New French Foreign Investments Screening Scheme

Dentons

France has established a foreign direct investment (“FDI”) screening regime under which any foreign investor (either from EU/EEA or outside of EU/EEA) who wants to invest in sensitive business sectors in France must obtain the FDI prior approval of the French Ministry of Economy and Finance (“Minefi”). Over the last years and even recently, the scope of the FDI regulation in France has been considerably broadened. For further information regarding the last French FDI screening regime modifications that entered into effect on April 1, 2020, please kindly refer to our previous client alert.

In the context of the COVID-19 pandemic and related economic crisis, the French government took further steps to ensure that the French companies weakened by the crisis do not become easy target for hostile takeover. The purpose of this “client alert” is to set out the key features of the new French FDI screening regime regulations that entered into force in the context of the COVID-19 pandemic.

Key Feature # 1 – Extension of the list of sensitive business sectors

Under the French FDI screening regime, approximately 20 business sectors are considered as sensitive: defense-and-security-related-sectors; activities essential to guarantee the supply of water, energy, gas and electricity as well as transportation network; AI; robotics; semiconductors; media and press activities; food safety; quantum technologies and energy storage, etc.

In the context of the COVID-19 pandemic situation, a new ministry order entered into force on April 27, 2020 (Arrêté du 27 avril 2020 relatif aux investissements étrangers en France) and extended the list of sensitive business sectors to "research and development activities relating to biotechnologies". That addition, together with another provision (i.e., activities when they concern infrastructures, goods or services essential to guarantee the protection of public health) was deemed to provide complete protection over the French health sector against hostile acquisition in the COVID-19 pandemic global context.

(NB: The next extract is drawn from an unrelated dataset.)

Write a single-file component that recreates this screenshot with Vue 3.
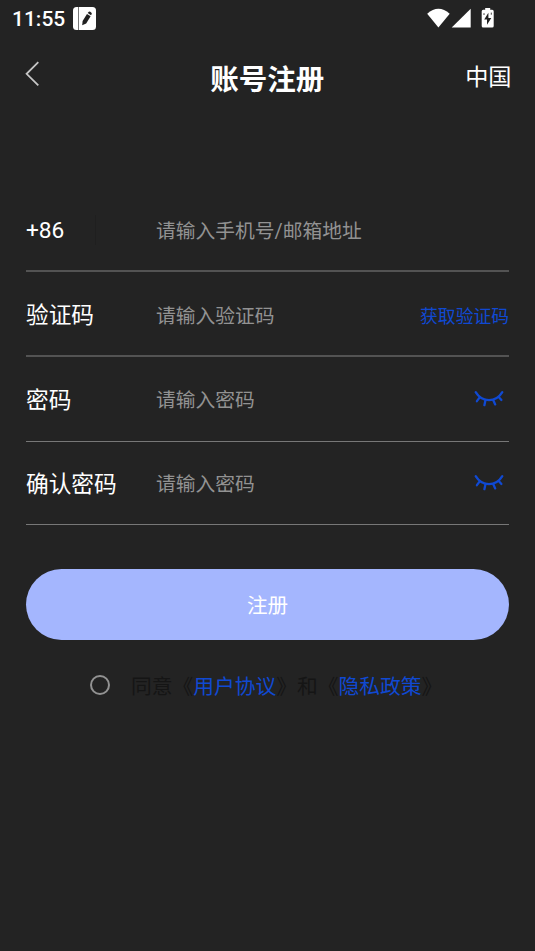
<script setup>
const fields = [
  { key: 'account', label: '+86', hint: '请输入手机号/邮箱地址', kind: 'account' },
  { key: 'code', label: '验证码', hint: '请输入验证码', kind: 'code' },
  { key: 'password', label: '密码', hint: '请输入密码', kind: 'password' },
  { key: 'confirm', label: '确认密码', hint: '请输入密码', kind: 'password' },
]
</script>

<template>
  <div class="screen">
    <header class="status">
      <span class="time">11:55</span>
      <svg class="note" width="23" height="23" viewBox="0 0 23 23">
        <rect width="23" height="23" rx="3.5" fill="#fff" />
        <path d="M5.5 0V23" stroke="#777" stroke-width="1" />
        <path d="M9.2 18.2L9.6 14L14 7.1L17.6 9.3L13.2 16.4Z" fill="#202020" />
        <path d="M14.7 6.1L15.3 5.2Q16.2 4.2 17.3 4.8L18.2 5.4Q19.2 6.2 18.6 7.2L18 8.2Z" fill="#202020" />
      </svg>
      <svg class="signals" width="70" height="22" viewBox="0 0 70 22">
        <path d="M.2 5.7Q11.4-4.4 22.7 5.7L11.4 19.5Z" fill="#fff" />
        <path d="M43.7 .8V19.5H24.7Z" fill="#fff" />
        <path d="M58.2 0H63.2V1.8H65.2Q66.7 1.8 66.7 3.3V18Q66.7 19.5 65.2 19.5H56.2Q54.7 19.5 54.7 18V3.3Q54.7 1.8 56.2 1.8H58.2Z" fill="#fff" />
        <path d="M61.4 4.8L57.2 11.6H60V16.8L64.3 10H61.4Z" fill="#222" />
        <path d="M57 5.2V7M64.3 4.6V6.7" stroke="#444" stroke-width="1" />
      </svg>
    </header>

    <nav class="nav">
      <svg class="back" width="16" height="26" viewBox="0 0 16 26">
        <path d="M13.3 1.2L1.6 12.8L13.3 24.4" fill="none" stroke="#c6c6c6" stroke-width="1.8" />
      </svg>
      <h1 class="title">账号注册</h1>
      <span class="region">中国</span>
    </nav>

    <main class="form">
      <div v-for="f in fields" :key="f.key" class="row" :class="[f.kind, f.key]">
        <span class="label">{{ f.label }}</span>
        <span class="hint">{{ f.hint }}</span>
        <span v-if="f.kind === 'code'" class="send">获取验证码</span>
        <svg v-if="f.kind === 'password'" class="eye" width="30" height="18" viewBox="0 0 30 18">
          <g fill="none" stroke="#1049d2" stroke-width="2.3" stroke-linecap="round">
            <path d="M1.7 2.2Q6.5 10.2 15 10.2Q23.5 10.2 28.3 2.2" />
            <path d="M5.7 7.3L2.9 11.2M11.5 10L10.4 15.2M19.2 10L21.2 14.4M24.7 7L27.4 10" />
          </g>
        </svg>
      </div>

      <button class="submit">注册</button>

      <div class="agree">
        <span class="radio"></span>
        <span>同意《<a>用户协议</a>》和《<a>隐私政策</a>》</span>
      </div>
    </main>
  </div>
</template>

<style>
body {
  margin: 0;
  background: #232323;
}
</style>

<style scoped>
.screen {
  height: 951px;
  box-sizing: border-box;
  overflow: hidden;
  background: #232323;
  color: #fff;
  font-family: Roboto, "Noto Sans CJK SC", sans-serif;
}
.status {
  display: flex;
  align-items: center;
  height: 37px;
  padding: 0 38px 0 12px;
}
.time {
  width: 54px;
  font-size: 21px;
  font-weight: 500;
  white-space: nowrap;
}
.note {
  margin-left: 7px;
}
.signals {
  margin-left: auto;
}
.nav {
  display: grid;
  grid-template-columns: 99px 1fr 101px;
  align-items: center;
  height: 80px;
  padding: 0 23.5px 0 25px;
}
.back {
  margin-top: -7px;
}
.title {
  margin: 7px 0 0;
  text-align: center;
  font-size: 28.5px;
  line-height: 40px;
  font-weight: 700;
}
.region {
  text-align: right;
  font-size: 23.2px;
  line-height: 34px;
}
.form {
  padding: 72px 26px 0;
}
.row {
  display: flex;
  align-items: center;
  height: 85px;
  box-sizing: border-box;
  border-bottom: 1px solid #777;
}
.row.account {
  height: 83px;
  border-bottom: 2px solid #535353;
}
.row.code {
  border-bottom: 2px solid #535353;
}
.row.confirm {
  height: 83px;
}
.label {
  width: 130px;
  padding-top: 4px;
  font-size: 22.7px;
  line-height: 34px;
  white-space: nowrap;
}
.account .label {
  width: 69px;
  margin-right: 60px;
  padding-top: 2px;
  border-right: 1px solid #1f1f1f;
  line-height: 28px;
}
.hint {
  padding-top: 4px;
  font-size: 19.75px;
  line-height: 28px;
  color: #929292;
  white-space: nowrap;
}
.code .hint {
  padding-top: 6px;
}
.send {
  margin-left: auto;
  padding-top: 2px;
  font-size: 17.8px;
  color: #1049d2;
}
.eye {
  margin-left: auto;
  margin-right: 5px;
}
.submit {
  display: block;
  width: 100%;
  height: 71px;
  margin: 44px 0 0;
  padding: 4px 0 0;
  border: 0;
  border-radius: 36px;
  background: #a4b6fe;
  color: #fff;
  font: 400 20.6px/67px Roboto, "Noto Sans CJK SC", sans-serif;
}
.agree {
  display: flex;
  align-items: center;
  height: 32px;
  margin-top: 29px;
  padding-left: 64px;
  font-size: 20.75px;
  color: #151515;
  white-space: nowrap;
}
.radio {
  box-sizing: border-box;
  width: 20px;
  height: 20px;
  margin-right: 21px;
  border: 2px solid #929292;
  border-radius: 50%;
}
.agree a {
  color: #1049d2;
}
</style>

Key Feature #2 – Lowering the FDI screening regime threshold to 10% participation interest in French listed company

A new decree and ministry order dated July 22, 2020 (Décret et Arrêté du 22 Juillet 2020 relatif à l'abaissement temporaire du seuil de contrôle des investissements étrangers dans les sociétés françaises dont les actions sont admises aux négociations sur un marché réglementé) and effective as from August 5, 2020, lower the FDI screening threshold to 10% participation interest (in terms of voting rights) in French listed company for non EU/EEA foreign investors only acting alone or in concert. This is deemed to be only a temporary protection up to December 31, 2020, to prevent hostile or opportunistic acquisition in the context of the financial crises caused by the COVID-19 pandemic situation.

An ad hoc screening procedure has been set up by the Minefi in order not to jam the exchanges on the French stock exchange market. Therefore, a foreign investor is exempted from filing a foreign investment prior approval application with the Minefi in the connection with its contemplated acquisition of 10% participation interest in a French listed company provided that the foreign investor sent a prior notification to the Minefi which was not opposed by the Minefi within 10 business days of the notification receipt.

Such notification must contain information regarding their actual participation interest into the French listed target company (shares, securities giving access to shares, voting rights etc.) as well as the usual information contained in the statement of intent any investor must file with the French stock-exchange authority (Autorité des marches financiers): investment financing, whether the investor is acting alone or in concert, whether the investor plans to cease or continue its purchases, whether the acquirer intends to take control of the company, the strategy the investor intends to pursue in relation to the target company, etc.

DISCLAIMER: Because of the generality of this update, the information provided herein may not be applicable in all situations and should not be acted upon without specific legal advice based on particular situations.